Tomlinson made several small but significant steps toward balance on our taxpayer-subsidized airwaves, nudging the creation of two right-leaning talk programs - "Tucker Carlson Unfiltered" and "The Journal Editorial Report" - and both suffered from the TV equivalent of crib death. Liberals really erupted when they learned Tomlinson secretly hired someone to assess the political balance of some PBS and NPR programs. This initiative was doomed, not only because the internal bureaucracy would never tolerate it, but because proving liberal bias at PBS is beyond easy. It's like proving Rosie O'Donnell has a liberal bias: is it really necessary to conduct a study?

The Left maintains an iron grip on PBS with all the maturity and sophistication that a four-year-old hangs on to a Happy Meal toy. The motto of their public and private campaign against Tomlinson's alleged transgressions should have been "Mine! Mine! All Mine!"

Tomlinson is long gone and Democrats now control Congress. But another step was necessary for the reemergence of classic PBS propaganda: the return of Bill Moyers. He was back to full-time fulminating duties on April 25 with a special titled "Buying the War." The entire thesis of this 90-minute taxpayer-funded lecture? The national media were willing cogs in the neoconservative machine that took America to war. How is this for PBS balance: Moyers didn't allow a single conservative, neo- or otherwise, to challenge this ludicrous idea. Oh, there were assorted clips of conservatives (yours truly included) speaking in the months after 9/11, but only to "prove" his case for a noxious "patriotism police" which would not allow dissent.

He did invite far-left media critics like Eric Boehlert and Norman Solomon to echo his conspiracy theory that the major media were stuffed with sticky pro-Bush saps. But then, Moyers also added major media players, from disgraced CBS anchor Dan Rather to former CNN boss Walter Isaacson, to agree with him that they were all woefully lacking in anti-war fervor.

In the same week, defense expert Frank Gaffney was telling a far different story - in fact, the opposite story. Unlike Moyers, Gaffney had proof. Back in the Tomlinson era, CPB pursued the idea of a broad-based documentary series on how America would respond to the post-9/11 world. Gaffney's documentary proposal on "Islam vs. Islamism," focusing on moderate Muslims' efforts to challenge Islamofascists, was given a green light as one installment in the 11-part series called "America At The Crossroads."

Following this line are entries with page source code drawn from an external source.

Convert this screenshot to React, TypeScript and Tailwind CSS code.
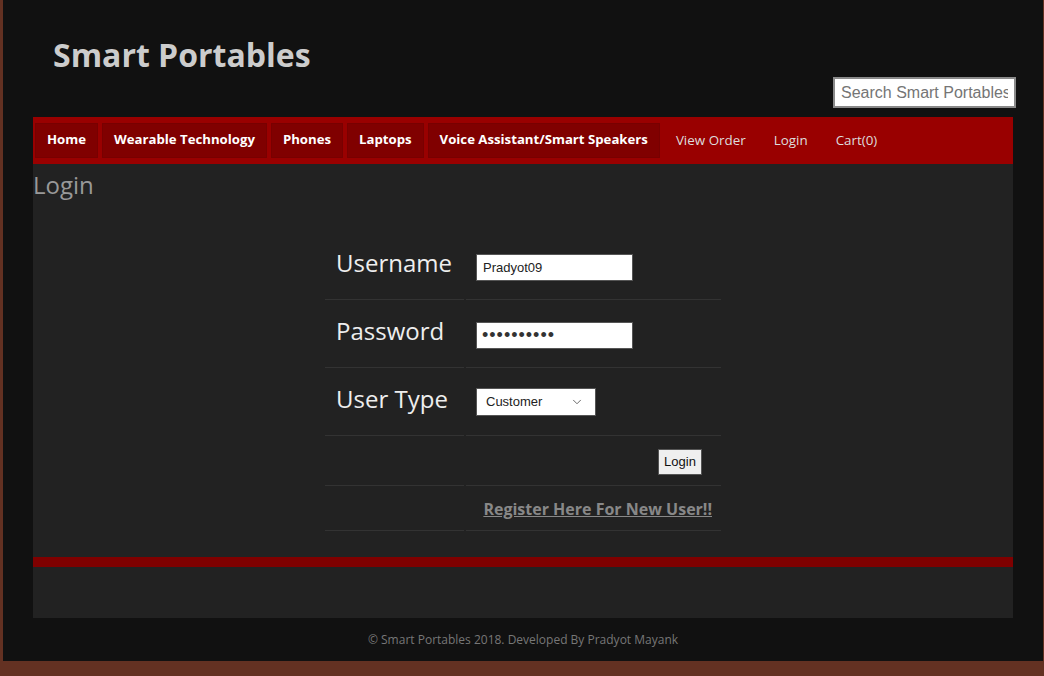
import { ChevronDown } from "lucide-react";

const boxed = ["Home", "Wearable Technology", "Phones", "Laptops", "Voice Assistant/Smart Speakers"];
const plain = ["View Order", "Login", "Cart(0)"];

const sans = "font-['Open_Sans',sans-serif]";
const ctrl = "font-['Liberation_Sans',Arial,sans-serif]";

export default function App() {
  return (
    <div className="min-h-[676px] bg-[#633122] pl-[3px]">
      <div className={`w-[1040px] bg-[#111111] ${sans}`}>
        {/* header */}
        <header className="flex h-[117px] justify-between">
          <h1 className="self-start pl-[50px] pt-[31px] text-[32px] font-bold leading-[48px] text-[#cccccc]">
            Smart Portables
          </h1>
          <input
            type="text"
            placeholder="Search Smart Portables"
            className={`mb-[9px] mr-[27px] h-[31px] w-[183px] self-end border-2 border-[#8a8a8a] bg-white px-[6px] text-[16px] text-[#333] placeholder:text-[#757575] ${ctrl}`}
          />
        </header>

        <div className="mx-[30px]">
          {/* nav */}
          <nav className="flex h-[47px] items-center gap-[4px] bg-[#990000] pl-[2px]">
            {boxed.map((item) => (
              <a
                key={item}
                className="flex h-[35px] items-center border border-[#780000] bg-[#800000] px-[11px] pb-[1px] text-[13.2px] font-bold text-white"
              >
                {item}
              </a>
            ))}
            {plain.map((item) => (
              <a key={item} className="flex h-[35px] items-center px-[12px] pb-[1px] text-[13.4px] text-[#dddddd]">
                {item}
              </a>
            ))}
          </nav>

          {/* login panel */}
          <section className="bg-[#222222] pt-[3px]">
            <h2 className="text-[24px] leading-[36px] text-[#999999]">Login</h2>

            <table className="mx-auto mt-[29px] w-[400px] border-separate border-spacing-[2px]">
              <tbody>
                <tr>
                  <td className="h-[66px] w-[139px] border-b border-[#333333] pl-[11px] pt-[11px] align-top text-[24px] leading-[36px] text-[#eeeeee]">
                    Username
                  </td>
                  <td className="h-[66px] border-b border-[#333333] pl-[10px] pt-[20px] align-top">
                    <input
                      type="text"
                      defaultValue="Pradyot09"
                      className={`h-[27px] w-[157px] border border-[#555] bg-white px-[6px] text-[13px] text-[#222] ${ctrl}`}
                    />
                  </td>
                </tr>
                <tr>
                  <td className="h-[66px] border-b border-[#333333] pl-[11px] pt-[11px] align-top text-[24px] leading-[36px] text-[#eeeeee]">
                    Password
                  </td>
                  <td className="h-[66px] border-b border-[#333333] pl-[10px] pt-[20px] align-top">
                    <input
                      type="password"
                      defaultValue="pradyot123"
                      className={`h-[27px] w-[157px] border border-[#555] bg-white px-[5px] text-[18px] tracking-[1px] text-[#333] ${ctrl}`}
                    />
                  </td>
                </tr>
                <tr>
                  <td className="h-[66px] border-b border-[#333333] pl-[11px] pt-[11px] align-top text-[24px] leading-[36px] text-[#eeeeee]">
                    User Type
                  </td>
                  <td className="h-[66px] border-b border-[#333333] pl-[10px] pt-[18px] align-top">
                    <div className="relative w-[120px]">
                      <select
                        defaultValue="Customer"
                        className={`h-[28px] w-[120px] appearance-none border border-[#555] bg-white pl-[9px] text-[13px] text-[#222] ${ctrl}`}
                      >
                        <option>Customer</option>
                        <option>Store Manager</option>
                        <option>Salesman</option>
                      </select>
                      <ChevronDown
                        size={14}
                        strokeWidth={1.5}
                        className="pointer-events-none absolute right-[12px] top-[7px] text-[#555]"
                      />
                    </div>
                  </td>
                </tr>
                <tr>
                  <td className="h-[48px] border-b border-[#333333]"></td>
                  <td className="h-[48px] border-b border-[#333333] pr-[19px] pt-[10px] text-right align-top">
                    <button
                      className={`h-[26px] w-[44px] border border-[#555] bg-[#efefef] text-[13px] text-[#111] ${ctrl}`}
                    >
                      Login
                    </button>
                  </td>
                </tr>
                <tr>
                  <td className="h-[43px] border-b border-[#333333]"></td>
                  <td className="h-[43px] border-b border-[#333333] pr-[9px] pt-[9px] text-right align-top">
                    <a className="text-[16px] font-bold leading-[24px] text-[#888888] underline">
                      Register Here For New User!!
                    </a>
                  </td>
                </tr>
              </tbody>
            </table>

            <div className="mt-[24px] h-[10px] bg-[#7f0000]" />
            <div className="h-[51px]" />
          </section>
        </div>

        {/* footer */}
        <footer className="flex h-[43px] items-center justify-center text-[12px] text-[#777777]">
          © Smart Portables 2018. Developed By Pradyot Mayank
        </footer>
      </div>
    </div>
  );
}
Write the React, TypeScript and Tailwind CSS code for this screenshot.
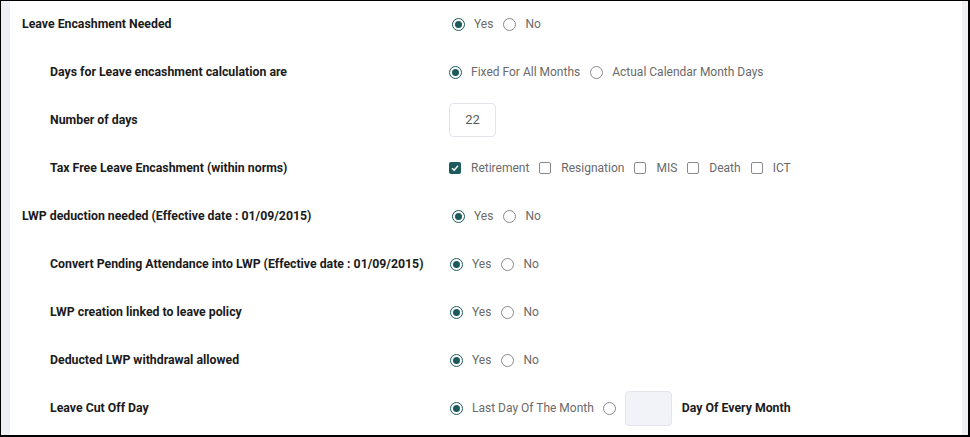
type Opt = { label: string; checked?: boolean };

function Radio({ checked }: { checked?: boolean }) {
  return checked ? (
    <span className="flex h-[13px] w-[13px] shrink-0 items-center justify-center rounded-full border-[1.5px] border-[#1d5a5b]">
      <span className="h-[7px] w-[7px] rounded-full bg-[#1d5a5b]" />
    </span>
  ) : (
    <span className="h-[13px] w-[13px] shrink-0 rounded-full border-[1.5px] border-[#8a8a8a]" />
  );
}

function Check({ checked }: { checked?: boolean }) {
  return checked ? (
    <span className="flex h-[12px] w-[12px] shrink-0 items-center justify-center rounded-[2px] bg-[#1d5a5b]">
      <svg viewBox="0 0 12 12" className="h-[10px] w-[10px]">
        <path d="M2.5 6.2 L5 8.6 L9.6 3.4" fill="none" stroke="#fff" strokeWidth="1.8" />
      </svg>
    </span>
  ) : (
    <span className="h-[12px] w-[12px] shrink-0 rounded-[2px] border-[1.5px] border-[#8a8a8a]" />
  );
}

function RadioGroup({ options, offset = "" }: { options: Opt[]; offset?: string }) {
  return (
    <div className={`flex items-center ${offset}`}>
      {options.map((o) => (
        <label key={o.label} className="mr-[10px] flex items-center gap-[9px]">
          <Radio checked={o.checked} />
          <span>{o.label}</span>
        </label>
      ))}
    </div>
  );
}

function CheckGroup({ options }: { options: Opt[] }) {
  return (
    <div className="flex items-center">
      {options.map((o) => (
        <label key={o.label} className="mr-[10px] flex items-center gap-[10px]">
          <Check checked={o.checked} />
          <span>{o.label}</span>
        </label>
      ))}
    </div>
  );
}

const yesNo: Opt[] = [{ label: "Yes", checked: true }, { label: "No" }];

function Row({ label, sub, children }: { label: string; sub?: boolean; children: React.ReactNode }) {
  return (
    <div className="flex h-12 items-center">
      <div className={`w-[439px] shrink-0 text-[12.3px] font-bold text-[#1b1b1b] ${sub ? "pl-[40px]" : "pl-[12px]"}`}>
        {label}
      </div>
      <div className="text-[12px] text-[#6a6a6a]">{children}</div>
    </div>
  );
}

export default function App() {
  return (
    <div
      className="flex h-[437px] w-[970px] border-t border-l border-r-2 border-b-2 border-black bg-[#eef0f5]"
      style={{ fontFamily: "Roboto, 'Liberation Sans', sans-serif" }}
    >
      <div className="ml-[9px] mr-[6px] flex-1 overflow-hidden bg-white">
        <div className="-mt-px">
          <Row label="Leave Encashment Needed">
            <RadioGroup options={yesNo} offset="ml-[3px]" />
          </Row>
          <Row label="Days for Leave encashment calculation are" sub>
            <RadioGroup options={[{ label: "Fixed For All Months", checked: true }, { label: "Actual Calendar Month Days" }]} />
          </Row>
          <Row label="Number of days" sub>
            <div className="flex h-[34px] w-[47px] items-center justify-center rounded-[4px] border border-[#e3e5ea] text-[13px] text-[#5a5a5a]">
              22
            </div>
          </Row>
          <Row label="Tax Free Leave Encashment (within norms)" sub>
            <CheckGroup
              options={[
                { label: "Retirement", checked: true },
                { label: "Resignation" },
                { label: "MIS" },
                { label: "Death" },
                { label: "ICT" },
              ]}
            />
          </Row>
          <Row label="LWP deduction needed (Effective date : 01/09/2015)">
            <RadioGroup options={yesNo} offset="ml-[3px]" />
          </Row>
          <Row label="Convert Pending Attendance into LWP (Effective date : 01/09/2015)" sub>
            <RadioGroup options={yesNo} offset="ml-[1px]" />
          </Row>
          <Row label="LWP creation linked to leave policy" sub>
            <RadioGroup options={yesNo} offset="ml-[1px]" />
          </Row>
          <Row label="Deducted LWP withdrawal allowed" sub>
            <RadioGroup options={yesNo} offset="ml-[1px]" />
          </Row>
          <Row label="Leave Cut Off Day" sub>
            <div className="ml-[1px] flex items-center">
              <label className="mr-[9px] flex items-center gap-[9px]">
                <Radio checked />
                <span>Last Day Of The Month</span>
              </label>
              <Radio />
              <div className="ml-[9px] h-[35px] w-[47px] rounded-[4px] border border-[#e3e5ea] bg-[#f1f3f8]" />
              <span className="ml-[10px] text-[12.3px] font-bold text-[#1b1b1b]">Day Of Every Month</span>
            </div>
          </Row>
        </div>
      </div>
    </div>
  );
}
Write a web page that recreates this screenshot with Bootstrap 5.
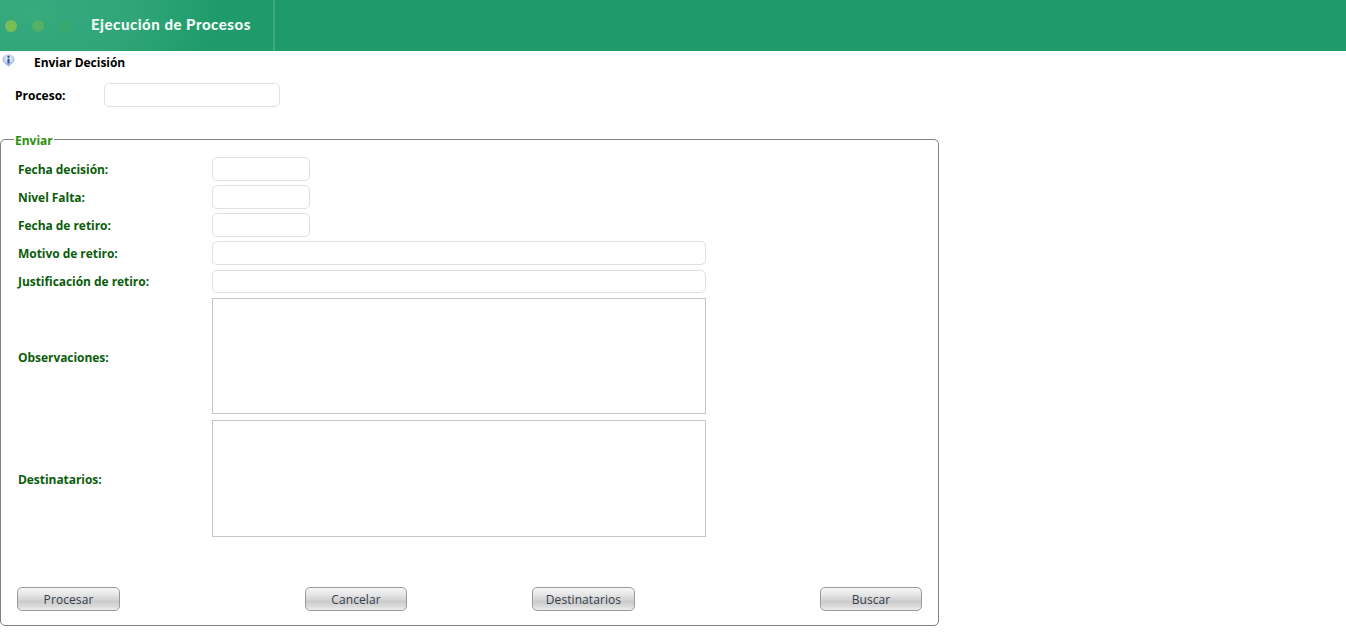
<!DOCTYPE html>
<html lang="es">
<head>
<meta charset="utf-8">
<title>Ejecución de Procesos</title>
<link href="https://cdn.jsdelivr.net/npm/bootstrap@5.3.0/dist/css/bootstrap.min.css" rel="stylesheet">
<style>
html,body{height:100%;}
body{background:#fff;font-family:"Open Sans","Liberation Sans",sans-serif;font-size:12px;color:#000;overflow:hidden;}
.topbar{height:51px;background:#1f9b6b;}
.topbrand{width:275px;height:51px;border-right:2px solid #3aa97e;background:radial-gradient(ellipse 190px 100px at 30px 10px,#37aa7e 0%,#2fa578 55%,#1f9b6b 100%);padding-left:5px;gap:15px;}
.dot{width:12px;height:12px;border-radius:50%;}
.dot-a{background:#79bd57;}
.dot-b{background:#55b064;}
.dot-c{background:#3aa76f;}
.toptitle{color:#f2faf6;font-family:"Lato","Open Sans",sans-serif;font-weight:900;font-size:15px;margin-left:5px;margin-bottom:2px;letter-spacing:.52px;}
.crumb{height:21px;padding-left:2px;}
.crumb-icon{margin-top:3px;}
.crumb-title{margin-left:19px;font-weight:700;font-size:12px;margin-top:3px;letter-spacing:-.03px;}
.proc-row{margin-top:11px;padding-left:15px;height:24px;}
.proc-label{width:89px;font-weight:700;padding-top:2px;}
.fld{display:block;border:1px solid #e0e0e0;border-radius:5px;background:#fff;height:24px;padding:0 6px;font-size:12px;outline:0;}
.w-proc{width:176px;}
.w-short{width:98px;}
.w-long{width:494px;}
.h-thin{height:23px;}
.area{display:block;border:1px solid #c6c6c6;background:#fff;width:494px;resize:none;outline:0;}
.h-obs{height:116px;}
.h-dest{height:117px;}
.box{width:939px;height:487px;margin:0;margin-top:32px;border:1px solid #808080;border-radius:5px;padding:17px 16px 14px;position:relative;}
.box-legend{position:absolute;top:-7px;left:13px;float:none;width:auto;margin:0;padding:1px 1px 0;background:#fff;color:#2a8f0a;font-weight:700;font-size:12px;line-height:14px;}
.frow{margin-top:4px;min-height:23px;}
.frow:first-child{margin-top:0;}
.gap-five{margin-top:5px;}
.gap-six{margin-top:6px;}
.flabel{width:195px;color:#0b5d0b;font-weight:700;padding:2px 0 0 1px;letter-spacing:-.05px;}
.lbl-up{padding-top:0;}
.lbl-down{padding-top:4px;}
.btn-sil{width:103px;height:24px;padding:2px 0 0;font-size:12px;color:#33404d;letter-spacing:.08px;border:1px solid #9a9a9a;border-radius:5px;background:linear-gradient(#f6f6f6 0%,#e8e8e8 28%,#cbcbcb 62%,#dcdcdc 85%,#eeeeee 100%);}
.btn-sil:hover{color:#33404d;border-color:#9a9a9a;}
.btn-narrow{width:102px;}
.btn-line{position:absolute;left:16px;right:16px;bottom:14px;}
.btn-mid{gap:125px;}
</style>
</head>
<body>
<header class="topbar d-flex">
  <div class="topbrand d-flex align-items-center">
    <span class="dot dot-a"></span><span class="dot dot-b"></span><span class="dot dot-c"></span>
    <span class="toptitle">Ejecución de Procesos</span>
  </div>
</header>
<div class="crumb d-flex align-items-start">
  <svg class="crumb-icon" width="13" height="13" viewBox="0 0 13 13" aria-hidden="true">
    <defs><radialGradient id="gl" cx="50%" cy="35%" r="65%"><stop offset="0" stop-color="#ffffff"/><stop offset=".55" stop-color="#c5d3ec"/><stop offset="1" stop-color="#7d97c9"/></radialGradient></defs>
    <path d="M6.500 .5C10 .5 12.500 2.500 12.500 5.500C12.500 8.500 9.500 9.800 6.500 12.500C3.500 9.800 .5 8.500 .5 5.500C.5 2.500 3 .5 6.500 .5z" fill="url(#gl)"/>
    <circle cx="6.500" cy="2.700" r="1.200" fill="#2f56a3"/>
    <rect x="5.400" y="4.500" width="2.200" height="5" rx=".6" fill="#2f56a3"/>
  </svg>
  <span class="crumb-title">Enviar Decisión</span>
</div>
<div class="proc-row d-flex align-items-center">
  <label class="proc-label" for="p">Proceso:</label>
  <input id="p" class="fld w-proc" type="text">
</div>
<fieldset class="box">
  <legend class="box-legend">Enviar</legend>
  <div class="d-flex flex-column">
    <div class="frow d-flex align-items-center"><label class="flabel">Fecha decisión:</label><input class="fld w-short" type="text"></div>
    <div class="frow d-flex align-items-center"><label class="flabel">Nivel Falta:</label><input class="fld w-short" type="text"></div>
    <div class="frow d-flex align-items-center"><label class="flabel">Fecha de retiro:</label><input class="fld w-short" type="text"></div>
    <div class="frow d-flex align-items-center"><label class="flabel">Motivo de retiro:</label><input class="fld w-long" type="text"></div>
    <div class="frow gap-five d-flex align-items-center"><label class="flabel lbl-up">Justificación de retiro:</label><input class="fld w-long h-thin" type="text"></div>
    <div class="frow gap-five d-flex align-items-center"><label class="flabel lbl-down">Observaciones:</label><textarea class="area h-obs"></textarea></div>
    <div class="frow gap-six d-flex align-items-center"><label class="flabel">Destinatarios:</label><textarea class="area h-dest"></textarea></div>
  </div>
  <div class="btn-line d-flex justify-content-between">
    <button type="button" class="btn btn-sil">Procesar</button>
    <div class="btn-mid d-flex">
      <button type="button" class="btn btn-sil btn-narrow">Cancelar</button>
      <button type="button" class="btn btn-sil">Destinatarios</button>
    </div>
    <button type="button" class="btn btn-sil btn-narrow">Buscar</button>
  </div>
</fieldset>
<script src="https://cdn.jsdelivr.net/npm/bootstrap@5.3.0/dist/js/bootstrap.bundle.min.js"></script>
</body>
</html>
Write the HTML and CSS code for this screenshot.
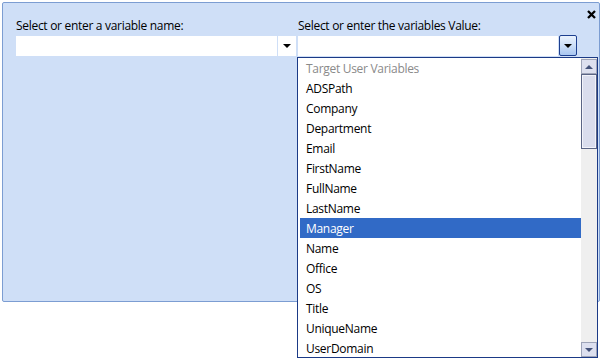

But once Tomlinson was out, the permanent liberal bureaucracy kicked into gear. The series was shipped to PBS D.C. superstation WETA. They promptly expressed horror that anyone would allow Gaffney anywhere near a PBS production because of his "day job" with a conservative advocacy group. They wanted Gaffney fired as an executive producer. When that didn't happen, they censored the film, refusing to air it.

This is a clear double standard. Take Moyers as Exhibit A. Even as he constantly produces PBS programming, he has an advocacy-group job as well, as president of the leftist Schumann Center for Media and Democracy, and no one inside PBS has ever cared.

There was one "neocon" film that did air in the series, titled "The Case for War," which starred conservative theorist Richard Perle. The PBS ombudsman, Michael Getler - who, to be fair, has occasionally faulted shows for a liberal tilt - came unglued that Perle was allowed so much access to PBS viewers.

"I personally find the decision to produce this film, as it has turned out, to be a stunning avoidance of the real crossroad that we are at and an abdication of journalistic principal [sic] on the most crucial issue of our time and our future," Getler protested on the PBS website. "This was not the subject or the time, in my opinion, on which to have a 'point of view' film controlled by an advocate." Getler added that the film had a "propaganda tone" and "it is structured so that Perle always has the last word and controls the flow."

To Getler, it is an abdication of journalism to allow antiquated and disproven conservative arguments on PBS. But how could Getler watch the Moyers propaganda special and not see how that spectacle was obviously structured so that Moyers always had the last word - the only word!

There is only one journalistic principle and one standard for the liberals who dominate PBS. It's mine. It's not yours.